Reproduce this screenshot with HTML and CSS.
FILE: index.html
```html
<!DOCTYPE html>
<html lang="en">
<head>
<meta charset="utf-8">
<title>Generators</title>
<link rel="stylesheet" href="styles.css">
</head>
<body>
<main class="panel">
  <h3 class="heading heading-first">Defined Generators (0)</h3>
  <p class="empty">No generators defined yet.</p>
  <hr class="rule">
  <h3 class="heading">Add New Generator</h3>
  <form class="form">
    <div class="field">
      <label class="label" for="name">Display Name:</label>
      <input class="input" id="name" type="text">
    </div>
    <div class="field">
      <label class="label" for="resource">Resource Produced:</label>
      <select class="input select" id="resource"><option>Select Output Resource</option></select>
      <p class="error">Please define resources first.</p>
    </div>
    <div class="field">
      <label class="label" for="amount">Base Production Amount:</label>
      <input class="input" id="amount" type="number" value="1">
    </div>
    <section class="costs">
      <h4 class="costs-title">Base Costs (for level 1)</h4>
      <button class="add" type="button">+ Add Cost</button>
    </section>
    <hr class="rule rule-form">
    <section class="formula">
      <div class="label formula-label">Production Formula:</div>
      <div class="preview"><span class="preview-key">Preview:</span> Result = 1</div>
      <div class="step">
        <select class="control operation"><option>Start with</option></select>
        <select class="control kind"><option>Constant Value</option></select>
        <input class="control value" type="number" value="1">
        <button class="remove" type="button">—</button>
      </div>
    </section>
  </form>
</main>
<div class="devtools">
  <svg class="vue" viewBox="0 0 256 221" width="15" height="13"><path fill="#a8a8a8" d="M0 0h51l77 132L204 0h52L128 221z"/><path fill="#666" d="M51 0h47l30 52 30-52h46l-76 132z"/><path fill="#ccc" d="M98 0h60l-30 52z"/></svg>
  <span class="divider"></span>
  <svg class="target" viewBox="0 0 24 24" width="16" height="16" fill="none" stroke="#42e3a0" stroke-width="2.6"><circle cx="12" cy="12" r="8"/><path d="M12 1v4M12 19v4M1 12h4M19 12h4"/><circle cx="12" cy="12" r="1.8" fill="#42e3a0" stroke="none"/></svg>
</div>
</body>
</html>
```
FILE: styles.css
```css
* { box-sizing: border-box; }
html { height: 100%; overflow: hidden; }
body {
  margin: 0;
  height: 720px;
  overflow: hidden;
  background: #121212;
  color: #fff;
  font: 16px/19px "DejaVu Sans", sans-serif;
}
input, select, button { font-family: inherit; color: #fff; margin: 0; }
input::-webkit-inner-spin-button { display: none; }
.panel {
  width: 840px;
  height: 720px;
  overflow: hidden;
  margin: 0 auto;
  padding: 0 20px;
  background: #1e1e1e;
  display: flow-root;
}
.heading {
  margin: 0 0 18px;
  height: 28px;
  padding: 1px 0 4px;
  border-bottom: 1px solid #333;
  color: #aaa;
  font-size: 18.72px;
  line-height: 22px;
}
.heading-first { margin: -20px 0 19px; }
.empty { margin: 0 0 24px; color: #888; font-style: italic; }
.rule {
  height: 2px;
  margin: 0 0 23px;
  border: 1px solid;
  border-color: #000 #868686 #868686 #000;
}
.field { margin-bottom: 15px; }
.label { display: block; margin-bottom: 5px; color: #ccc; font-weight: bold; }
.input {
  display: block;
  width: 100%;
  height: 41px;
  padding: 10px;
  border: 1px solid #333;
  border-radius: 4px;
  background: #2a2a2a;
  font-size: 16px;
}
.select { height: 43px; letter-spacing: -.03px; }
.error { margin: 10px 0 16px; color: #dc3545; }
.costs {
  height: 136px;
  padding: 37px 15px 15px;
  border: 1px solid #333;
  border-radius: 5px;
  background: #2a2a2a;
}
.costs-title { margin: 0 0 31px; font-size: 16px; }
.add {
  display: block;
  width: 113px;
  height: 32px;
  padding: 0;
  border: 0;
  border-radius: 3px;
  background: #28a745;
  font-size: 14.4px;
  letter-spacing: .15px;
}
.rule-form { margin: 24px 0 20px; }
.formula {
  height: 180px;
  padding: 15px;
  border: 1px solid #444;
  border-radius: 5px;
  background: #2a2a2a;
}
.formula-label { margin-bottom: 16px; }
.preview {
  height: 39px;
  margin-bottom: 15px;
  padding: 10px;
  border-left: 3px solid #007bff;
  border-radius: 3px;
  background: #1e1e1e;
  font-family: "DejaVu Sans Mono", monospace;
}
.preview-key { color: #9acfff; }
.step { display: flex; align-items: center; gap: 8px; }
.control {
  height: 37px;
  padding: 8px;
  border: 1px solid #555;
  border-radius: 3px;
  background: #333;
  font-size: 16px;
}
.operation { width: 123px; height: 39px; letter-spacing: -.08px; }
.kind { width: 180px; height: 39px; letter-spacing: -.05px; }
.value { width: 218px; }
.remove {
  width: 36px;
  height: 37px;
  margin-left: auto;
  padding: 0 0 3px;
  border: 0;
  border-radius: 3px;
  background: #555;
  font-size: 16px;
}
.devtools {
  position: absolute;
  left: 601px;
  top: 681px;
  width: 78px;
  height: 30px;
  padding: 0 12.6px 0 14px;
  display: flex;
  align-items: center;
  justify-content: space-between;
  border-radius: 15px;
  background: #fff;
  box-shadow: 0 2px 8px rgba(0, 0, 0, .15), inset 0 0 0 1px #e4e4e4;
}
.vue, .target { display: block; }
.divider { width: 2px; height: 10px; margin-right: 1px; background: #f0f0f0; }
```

# # #

Problem details:
Reproduce the full listing above, character for character.

Written solution:
Reproduce this screenshot with HTML and CSS.
FILE: index.html
```html
<!DOCTYPE html>
<html lang="en">
<head>
<meta charset="utf-8">
<title>Generators</title>
<link rel="stylesheet" href="styles.css">
</head>
<body>
<main class="panel">
  <h3 class="heading heading-first">Defined Generators (0)</h3>
  <p class="empty">No generators defined yet.</p>
  <hr class="rule">
  <h3 class="heading">Add New Generator</h3>
  <form class="form">
    <div class="field">
      <label class="label" for="name">Display Name:</label>
      <input class="input" id="name" type="text">
    </div>
    <div class="field">
      <label class="label" for="resource">Resource Produced:</label>
      <select class="input select" id="resource"><option>Select Output Resource</option></select>
      <p class="error">Please define resources first.</p>
    </div>
    <div class="field">
      <label class="label" for="amount">Base Production Amount:</label>
      <input class="input" id="amount" type="number" value="1">
    </div>
    <section class="costs">
      <h4 class="costs-title">Base Costs (for level 1)</h4>
      <button class="add" type="button">+ Add Cost</button>
    </section>
    <hr class="rule rule-form">
    <section class="formula">
      <div class="label formula-label">Production Formula:</div>
      <div class="preview"><span class="preview-key">Preview:</span> Result = 1</div>
      <div class="step">
        <select class="control operation"><option>Start with</option></select>
        <select class="control kind"><option>Constant Value</option></select>
        <input class="control value" type="number" value="1">
        <button class="remove" type="button">—</button>
      </div>
    </section>
  </form>
</main>
<div class="devtools">
  <svg class="vue" viewBox="0 0 256 221" width="15" height="13"><path fill="#a8a8a8" d="M0 0h51l77 132L204 0h52L128 221z"/><path fill="#666" d="M51 0h47l30 52 30-52h46l-76 132z"/><path fill="#ccc" d="M98 0h60l-30 52z"/></svg>
  <span class="divider"></span>
  <svg class="target" viewBox="0 0 24 24" width="16" height="16" fill="none" stroke="#42e3a0" stroke-width="2.6"><circle cx="12" cy="12" r="8"/><path d="M12 1v4M12 19v4M1 12h4M19 12h4"/><circle cx="12" cy="12" r="1.8" fill="#42e3a0" stroke="none"/></svg>
</div>
</body>
</html>
```
FILE: styles.css
```css
* { box-sizing: border-box; }
html { height: 100%; overflow: hidden; }
body {
  margin: 0;
  height: 720px;
  overflow: hidden;
  background: #121212;
  color: #fff;
  font: 16px/19px "DejaVu Sans", sans-serif;
}
input, select, button { font-family: inherit; color: #fff; margin: 0; }
input::-webkit-inner-spin-button { display: none; }
.panel {
  width: 840px;
  height: 720px;
  overflow: hidden;
  margin: 0 auto;
  padding: 0 20px;
  background: #1e1e1e;
  display: flow-root;
}
.heading {
  margin: 0 0 18px;
  height: 28px;
  padding: 1px 0 4px;
  border-bottom: 1px solid #333;
  color: #aaa;
  font-size: 18.72px;
  line-height: 22px;
}
.heading-first { margin: -20px 0 19px; }
.empty { margin: 0 0 24px; color: #888; font-style: italic; }
.rule {
  height: 2px;
  margin: 0 0 23px;
  border: 1px solid;
  border-color: #000 #868686 #868686 #000;
}
.field { margin-bottom: 15px; }
.label { display: block; margin-bottom: 5px; color: #ccc; font-weight: bold; }
.input {
  display: block;
  width: 100%;
  height: 41px;
  padding: 10px;
  border: 1px solid #333;
  border-radius: 4px;
  background: #2a2a2a;
  font-size: 16px;
}
.select { height: 43px; letter-spacing: -.03px; }
.error { margin: 10px 0 16px; color: #dc3545; }
.costs {
  height: 136px;
  padding: 37px 15px 15px;
  border: 1px solid #333;
  border-radius: 5px;
  background: #2a2a2a;
}
.costs-title { margin: 0 0 31px; font-size: 16px; }
.add {
  display: block;
  width: 113px;
  height: 32px;
  padding: 0;
  border: 0;
  border-radius: 3px;
  background: #28a745;
  font-size: 14.4px;
  letter-spacing: .15px;
}
.rule-form { margin: 24px 0 20px; }
.formula {
  height: 180px;
  padding: 15px;
  border: 1px solid #444;
  border-radius: 5px;
  background: #2a2a2a;
}
.formula-label { margin-bottom: 16px; }
.preview {
  height: 39px;
  margin-bottom: 15px;
  padding: 10px;
  border-left: 3px solid #007bff;
  border-radius: 3px;
  background: #1e1e1e;
  font-family: "DejaVu Sans Mono", monospace;
}
.preview-key { color: #9acfff; }
.step { display: flex; align-items: center; gap: 8px; }
.control {
  height: 37px;
  padding: 8px;
  border: 1px solid #555;
  border-radius: 3px;
  background: #333;
  font-size: 16px;
}
.operation { width: 123px; height: 39px; letter-spacing: -.08px; }
.kind { width: 180px; height: 39px; letter-spacing: -.05px; }
.value { width: 218px; }
.remove {
  width: 36px;
  height: 37px;
  margin-left: auto;
  padding: 0 0 3px;
  border: 0;
  border-radius: 3px;
  background: #555;
  font-size: 16px;
}
.devtools {
  position: absolute;
  left: 601px;
  top: 681px;
  width: 78px;
  height: 30px;
  padding: 0 12.6px 0 14px;
  display: flex;
  align-items: center;
  justify-content: space-between;
  border-radius: 15px;
  background: #fff;
  box-shadow: 0 2px 8px rgba(0, 0, 0, .15), inset 0 0 0 1px #e4e4e4;
}
.vue, .target { display: block; }
.divider { width: 2px; height: 10px; margin-right: 1px; background: #f0f0f0; }
```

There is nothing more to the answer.